At US$500 to US$600 ($821), the iPhone's price tag has been called spectacularly high, possibly opening the door for handset makers with similar models. Still Apple, whose iPod music device and iTunes service dominate the market, expects to sell 10 million of the phones in 2008.
"They (Apple) will bring some things to the table that we have to be responsive to, but we have been investing in this area for some time," Nokia Chief Financial Officer Rick Simonson said. "We are leading in multimedia convergence."
Consumers juggling multiple devices -- such as a phone, digital music player and personal information assistant -- may warm to combined devices, overlooking their steep price tag.
"People are not uncomfortable plopping down a couple of hundred bucks for a music player or an iPod (and) US$100 for a voice phone or a PDA," said AT&T's group president for operations support, John Stankey. "If you think about what a customer invests to solve a problem...I might suggest that the price isn't as substantial as it might look."
Still, Sling Media Chief Executive Blake Krikorian said the touch-screen iPhone, which has only one button, may not convert users for whom text-based wireless communication is key. They may stick with keyboard-based devices like Research In Motion's Blackberry, or Palm's Treo.

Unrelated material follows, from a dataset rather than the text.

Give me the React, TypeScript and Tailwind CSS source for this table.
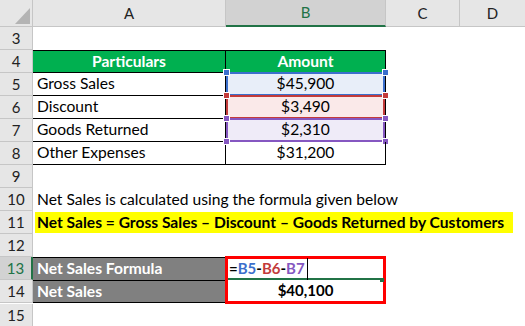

"I need a keyboard -- I still think email is the "killer app" and (iPhone) ain't that. For that demographic I don't see it happening," said Krikorian.
Regardless of the iPhone's success, convergent devices are poised to grow in popularity, Sony Ericsson President Miles Flint said.
"The phone is capable of doing many other things," he said. "People want to have any content, any time, any where on their device and that is leading to the phone being a mobile internet gateway entry point. the trend is clear."